(For students, travellers and the ‘strapped-for-cash’)
The situation for young people across Europe varies widely but for the majority who are studying, travelling or ‘interning’ these times can be very tough on the bank balance. Last month in the UK it was “National Student Money Week”. The aim: to raise awareness of the financial support currently available to university students, so that young people will not be put off by the new higher £9,000 (€10,300) annual fees. But, apparently, future debt is not the most important issue for current students, Student Money Saver polled 250 students and found that 91% were more worried about the cost of day-to-day life than the long-term repayments. As nearly all students, backpackers and under-paid people will tell you, finding the balance between enjoying life and avoiding crazy debt is a constant struggle. Today I share some every-day money-saving tips that I have picked up along the way.
Firstly and probably most importantly is learning how to be an effective shopper. Here are my 5 supermarket shopping tips:
- Shop with a friend to make the most of 2 for 1 deals.
- Buy “own brands” on selected items (but in the wake of recent events maybe don’t include meat in that category).
- Shop late in the day. Often, supermarkets reduce their products late in the day when the best-before dates are looming. Search out the discount section and you can pick up some bargains. Normally, even if it says it goes off tomorrow it will be fine for several days, just use your head about what products are ok.

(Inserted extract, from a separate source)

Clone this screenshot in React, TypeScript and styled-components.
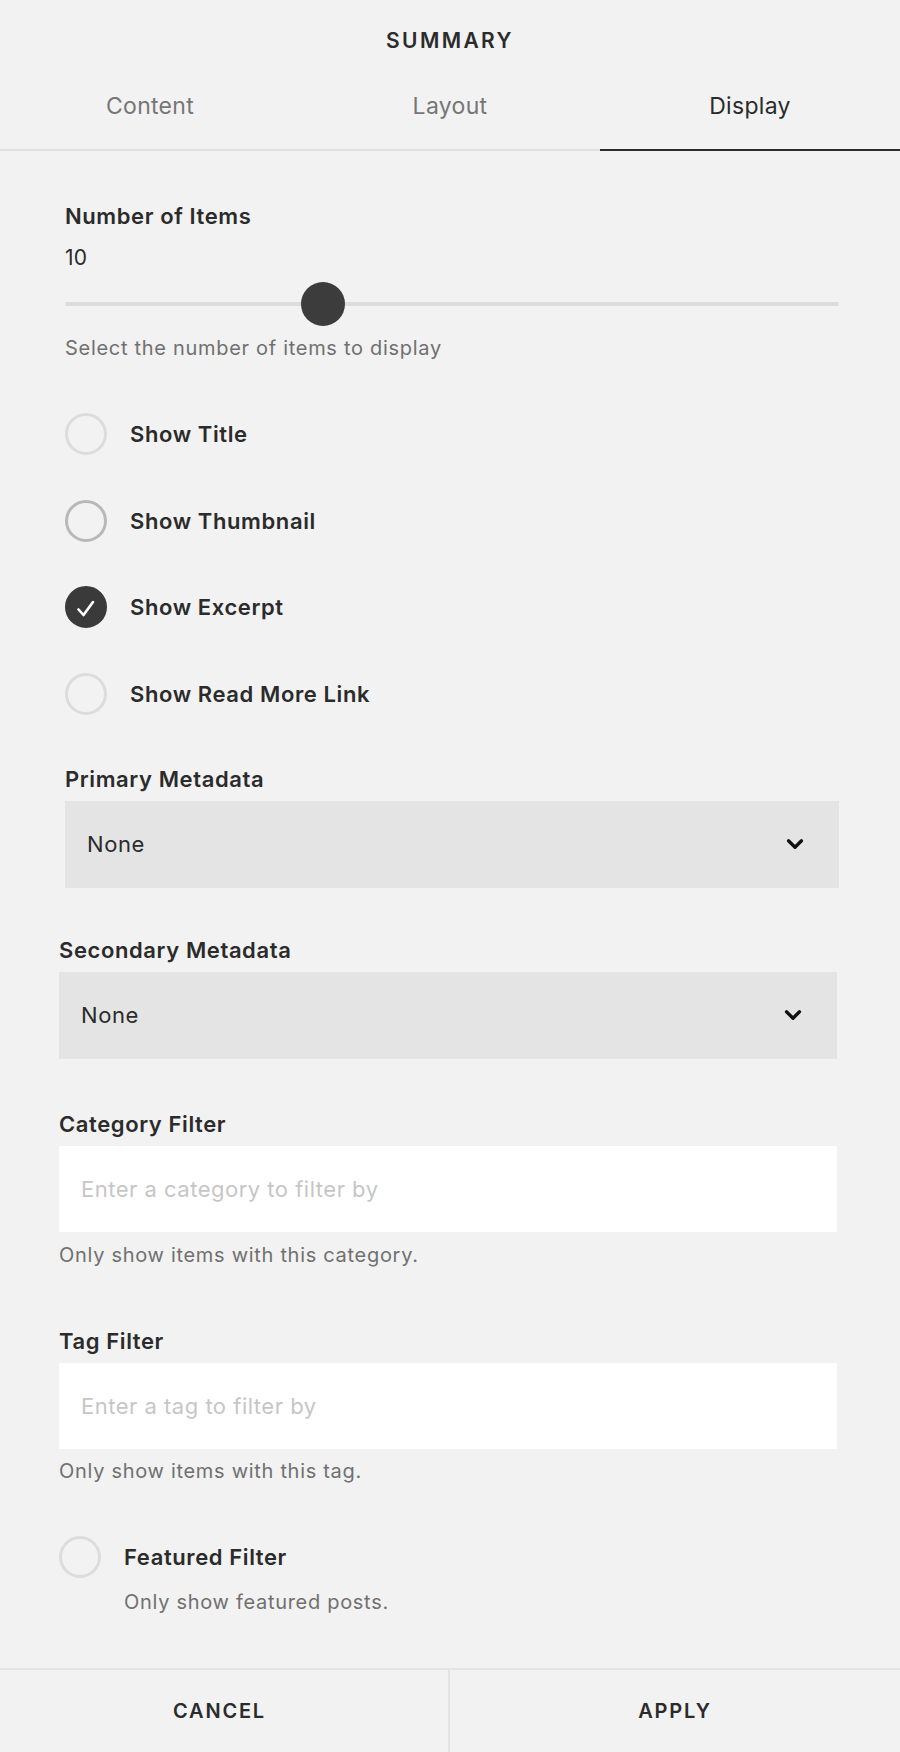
import React from 'react'
import styled, { createGlobalStyle } from 'styled-components'

const GlobalStyle = createGlobalStyle`
  * { box-sizing: border-box; }
  html, body { margin: 0; padding: 0; background: #f2f2f2; }
  body {
    font-family: Inter, "Liberation Sans", Arial, sans-serif;
    color: #2b2b2b;
    -webkit-font-smoothing: antialiased;
  }
`

const Panel = styled.div`
  display: flex;
  flex-direction: column;
  min-height: 100vh;
  background: #f2f2f2;
`

const Title = styled.h1`
  margin: 0;
  padding: 29px 0 12px;
  font-size: 21px;
  line-height: 24px;
  font-weight: 600;
  letter-spacing: 2.4px;
  text-align: center;
  color: #2b2b2b;
`

const TabBar = styled.nav`
  display: grid;
  grid-template-columns: repeat(3, 1fr);
  border-bottom: 2px solid #e0e0e0;
`

const Tab = styled.div<{ $active?: boolean }>`
  padding: 28px 0 30px;
  margin-bottom: -2px;
  font-size: 23px;
  line-height: 26px;
  letter-spacing: 0.3px;
  text-align: center;
  color: ${(p) => (p.$active ? '#2b2b2b' : '#767676')};
  border-bottom: 2px solid ${(p) => (p.$active ? '#2b2b2b' : 'transparent')};
`

const Body = styled.main`
  flex: 1;
  padding-bottom: 54px;
`

const Section = styled.section<{ $left: number; $right: number }>`
  display: flex;
  flex-direction: column;
  padding: 0 ${(p) => p.$right}px 0 ${(p) => p.$left}px;
`

const Label = styled.div<{ $top: number }>`
  margin-top: ${(p) => p.$top}px;
  font-size: 22px;
  line-height: 24px;
  font-weight: 600;
  letter-spacing: 0.6px;
  color: #2b2b2b;
`

const Value = styled.div`
  margin-top: 18px;
  font-size: 21px;
  line-height: 24px;
  letter-spacing: 0.3px;
  color: #2b2b2b;
`

const Slider = styled.div`
  position: relative;
  height: 44px;
  margin-top: 12px;
  display: flex;
  align-items: center;
`

const Track = styled.div`
  width: 100%;
  height: 4px;
  border-radius: 2px;
  background: #dcdcdc;
`

const Thumb = styled.div`
  position: absolute;
  top: 0;
  width: 44px;
  height: 44px;
  margin-left: -22px;
  border-radius: 50%;
  background: #3c3c3c;
`

const Help = styled.div<{ $top?: number }>`
  margin-top: ${(p) => p.$top ?? 11}px;
  font-size: 20px;
  line-height: 22px;
  letter-spacing: 0.7px;
  color: #707070;
`

const Checklist = styled.div`
  display: flex;
  flex-direction: column;
  gap: 44.5px;
  margin-top: 54px;
`

const CheckRow = styled.label`
  display: flex;
  align-items: flex-start;
  gap: 23px;
`

const Circle = styled.span<{ $state: 'off' | 'hover' | 'on' }>`
  flex: none;
  width: 42px;
  height: 42px;
  border-radius: 50%;
  display: flex;
  align-items: center;
  justify-content: center;
  border: 3px solid
    ${(p) => (p.$state === 'on' ? '#3a3a3a' : p.$state === 'hover' ? '#b8b8b8' : '#dcdcdc')};
  background: ${(p) => (p.$state === 'on' ? '#3a3a3a' : 'transparent')};
`

const CheckText = styled.div`
  display: flex;
  flex-direction: column;
`

const CheckLabel = styled.span`
  font-size: 22px;
  line-height: 42px;
  font-weight: 600;
  letter-spacing: 0.6px;
  color: #2b2b2b;
`

const Select = styled.div`
  display: flex;
  align-items: center;
  justify-content: space-between;
  height: 87px;
  margin-top: 10px;
  padding: 0 35px 0 22px;
  background: #e4e4e4;
  font-size: 22px;
  letter-spacing: 0.6px;
  color: #2b2b2b;
`

const Field = styled.input`
  display: block;
  width: 100%;
  height: 86px;
  margin-top: 10px;
  padding: 0 22px;
  border: 0;
  outline: none;
  background: #ffffff;
  font-family: inherit;
  font-size: 22px;
  letter-spacing: 0.5px;
  color: #2b2b2b;
  &::placeholder {
    color: #c6c6c6;
  }
`

const Footer = styled.footer`
  display: grid;
  grid-template-columns: 448px 1fr;
  height: 84px;
  border-top: 2px solid #e4e4e4;
`

const FooterButton = styled.button<{ $divider?: boolean }>`
  border: 0;
  border-left: ${(p) => (p.$divider ? '2px solid #e4e4e4' : '0')};
  padding: 0 ${(p) => (p.$divider ? '0' : '9px')} 0 0;
  background: transparent;
  font-family: inherit;
  font-size: 20px;
  font-weight: 600;
  letter-spacing: 1.8px;
  color: #2b2b2b;
  cursor: pointer;
`

const Chevron = () => (
  <svg width="18" height="12" viewBox="0 0 18 12" fill="none">
    <polyline points="2.5,2.8 9,9.2 15.5,2.8" stroke="#111" strokeWidth="3.3" strokeLinecap="round" strokeLinejoin="round" />
  </svg>
)

const Check = () => (
  <svg width="22" height="22" viewBox="0 0 22 22" fill="none" style={{ marginTop: 3 }}>
    <polyline points="3.5,11.5 8.5,17 18,4" stroke="#fff" strokeWidth="2.6" strokeLinecap="round" strokeLinejoin="round" />
  </svg>
)

const options: { label: string; state: 'off' | 'hover' | 'on' }[] = [
  { label: 'Show Title', state: 'off' },
  { label: 'Show Thumbnail', state: 'hover' },
  { label: 'Show Excerpt', state: 'on' },
  { label: 'Show Read More Link', state: 'off' },
]

const count = { value: 10, min: 1, max: 28 }

export default function App() {
  const pct = ((count.value - count.min) / (count.max - count.min)) * 100

  return (
    <Panel>
      <GlobalStyle />
      <Title>SUMMARY</Title>
      <TabBar>
        <Tab>Content</Tab>
        <Tab>Layout</Tab>
        <Tab $active>Display</Tab>
      </TabBar>

      <Body>
        <Section $left={65} $right={61}>
          <Label $top={53}>Number of Items</Label>
          <Value>{count.value}</Value>
          <Slider>
            <Track />
            <Thumb style={{ left: `${pct}%` }} />
          </Slider>
          <Help>Select the number of items to display</Help>

          <Checklist>
            {options.map((o) => (
              <CheckRow key={o.label}>
                <Circle $state={o.state}>{o.state === 'on' && <Check />}</Circle>
                <CheckLabel>{o.label}</CheckLabel>
              </CheckRow>
            ))}
          </Checklist>

          <Label $top={52}>Primary Metadata</Label>
          <Select>
            <span>None</span>
            <Chevron />
          </Select>
        </Section>

        <Section $left={59} $right={63}>
          <Label $top={50}>Secondary Metadata</Label>
          <Select>
            <span>None</span>
            <Chevron />
          </Select>

          <Label $top={53}>Category Filter</Label>
          <Field placeholder="Enter a category to filter by" />
          <Help $top={12}>Only show items with this category.</Help>

          <Label $top={63}>Tag Filter</Label>
          <Field placeholder="Enter a tag to filter by" />
          <Help $top={11}>Only show items with this tag.</Help>

          <Checklist>
            <CheckRow>
              <Circle $state="off" />
              <CheckText>
                <CheckLabel>Featured Filter</CheckLabel>
                <Help $top={13}>Only show featured posts.</Help>
              </CheckText>
            </CheckRow>
          </Checklist>
        </Section>
      </Body>

      <Footer>
        <FooterButton>CANCEL</FooterButton>
        <FooterButton $divider>APPLY</FooterButton>
      </Footer>
    </Panel>
  )
}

- Don’t shop when you are hungry, you will buy loads more.
- Shop at local markets and with local family businesses, many are actually cheaper – and you can be more sure about what you are getting for your money!
Tip 2: Freebies
Maybe in the past you stared at the floor to avoid the gaze of those people trying to hand out coupons or free samples of shampoo in the street. Well not now. Now you want to keep every freebie and voucher that you get. Not only that, but you are going to actively seek them out. In the UK, sites such as moneysavingexpert.com and myvouchercodes.co.uk can provide you with excellent discounts on a range of products and services. I am sure many of these sites exist across Europe so find your local one.
Learn how to cook economically. An important first step is to learn to love your freezer. Everything is much cheaper when bought in bulk, but no one wants to be eating Spaghetti Bolognese for a week and a half. Also, if you like to go out for a couple of drinks every now and then, I advise you always have some leftovers in the fridge before a night out. (It will stop you from visiting the kebab shop on the way home).
For backpackers, make sure you get yourself a decent cooler bag for transporting your fresh stuff from hostel to hostel or you’ll waste money on gone-off or forgotten food. Also, don’t forget to label and date it so it doesn’t get cleared away. I also met some people who kept a padlock on their cooler bag to deter fellow travellers’ drunken hands wandering for snacks in the night.
Tip 4: What creases?
In my experience most students and backpackers don’t worry about having creased or scruffy clothes. However, hopefully, you may occasionally need to go to an interview (or maybe on a date) and on those days you will be pleased to know that a hairdryer or hair straighteners can be just as good as an iron if you don’t own one!
Tip 5: Freecycle!
Freecycle is an organisation that now covers many countries world-wide. The site allows people to get rid of their old furniture cheaply and easily, as well as helping others to pick up some freebies. Not only is it great for the environment but it is much cheaper than going to IKEA where you will definitely end up buying a fake plant and some kitchen utensils that you don’t really need. Alternatively, check out this blog for some similar alternative services (based in the UK).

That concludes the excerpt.